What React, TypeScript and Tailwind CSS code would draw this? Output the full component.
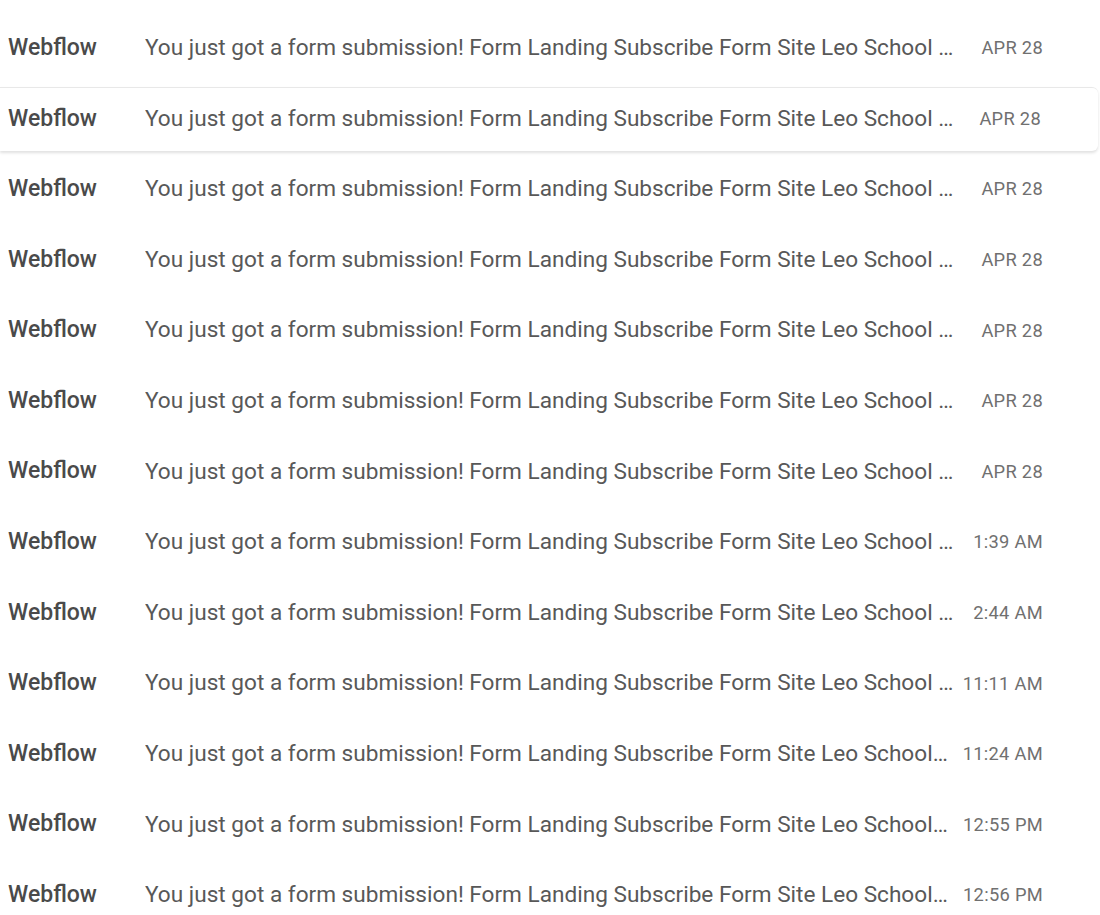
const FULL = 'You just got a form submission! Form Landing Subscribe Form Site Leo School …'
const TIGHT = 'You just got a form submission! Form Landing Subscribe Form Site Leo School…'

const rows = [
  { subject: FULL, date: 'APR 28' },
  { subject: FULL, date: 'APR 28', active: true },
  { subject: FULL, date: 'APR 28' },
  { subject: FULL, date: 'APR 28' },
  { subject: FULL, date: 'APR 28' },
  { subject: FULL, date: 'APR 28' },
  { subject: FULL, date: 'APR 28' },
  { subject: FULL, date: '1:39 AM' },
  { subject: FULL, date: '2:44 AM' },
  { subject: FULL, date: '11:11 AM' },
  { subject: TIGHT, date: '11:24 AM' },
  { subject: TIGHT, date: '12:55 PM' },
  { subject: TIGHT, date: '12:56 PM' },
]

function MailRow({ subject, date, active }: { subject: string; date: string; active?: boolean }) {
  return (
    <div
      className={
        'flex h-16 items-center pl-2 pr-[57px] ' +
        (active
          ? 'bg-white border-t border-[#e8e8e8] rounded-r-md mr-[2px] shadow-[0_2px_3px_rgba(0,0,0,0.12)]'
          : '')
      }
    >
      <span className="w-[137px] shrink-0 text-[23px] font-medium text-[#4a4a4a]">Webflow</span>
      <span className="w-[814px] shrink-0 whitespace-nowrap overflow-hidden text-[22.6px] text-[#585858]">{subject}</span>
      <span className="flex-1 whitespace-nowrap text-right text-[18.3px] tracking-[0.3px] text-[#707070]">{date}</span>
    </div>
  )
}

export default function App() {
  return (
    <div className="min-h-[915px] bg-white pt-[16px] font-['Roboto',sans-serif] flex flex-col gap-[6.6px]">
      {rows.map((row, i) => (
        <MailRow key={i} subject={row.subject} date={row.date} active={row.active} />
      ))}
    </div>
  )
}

***

Transcribe all of the material exactly, leaving out whatever pictures it contains.

What React, TypeScript and Tailwind CSS code would draw this? Output the full component.
const FULL = 'You just got a form submission! Form Landing Subscribe Form Site Leo School …'
const TIGHT = 'You just got a form submission! Form Landing Subscribe Form Site Leo School…'

const rows = [
  { subject: FULL, date: 'APR 28' },
  { subject: FULL, date: 'APR 28', active: true },
  { subject: FULL, date: 'APR 28' },
  { subject: FULL, date: 'APR 28' },
  { subject: FULL, date: 'APR 28' },
  { subject: FULL, date: 'APR 28' },
  { subject: FULL, date: 'APR 28' },
  { subject: FULL, date: '1:39 AM' },
  { subject: FULL, date: '2:44 AM' },
  { subject: FULL, date: '11:11 AM' },
  { subject: TIGHT, date: '11:24 AM' },
  { subject: TIGHT, date: '12:55 PM' },
  { subject: TIGHT, date: '12:56 PM' },
]

function MailRow({ subject, date, active }: { subject: string; date: string; active?: boolean }) {
  return (
    <div
      className={
        'flex h-16 items-center pl-2 pr-[57px] ' +
        (active
          ? 'bg-white border-t border-[#e8e8e8] rounded-r-md mr-[2px] shadow-[0_2px_3px_rgba(0,0,0,0.12)]'
          : '')
      }
    >
      <span className="w-[137px] shrink-0 text-[23px] font-medium text-[#4a4a4a]">Webflow</span>
      <span className="w-[814px] shrink-0 whitespace-nowrap overflow-hidden text-[22.6px] text-[#585858]">{subject}</span>
      <span className="flex-1 whitespace-nowrap text-right text-[18.3px] tracking-[0.3px] text-[#707070]">{date}</span>
    </div>
  )
}

export default function App() {
  return (
    <div className="min-h-[915px] bg-white pt-[16px] font-['Roboto',sans-serif] flex flex-col gap-[6.6px]">
      {rows.map((row, i) => (
        <MailRow key={i} subject={row.subject} date={row.date} active={row.active} />
      ))}
    </div>
  )
}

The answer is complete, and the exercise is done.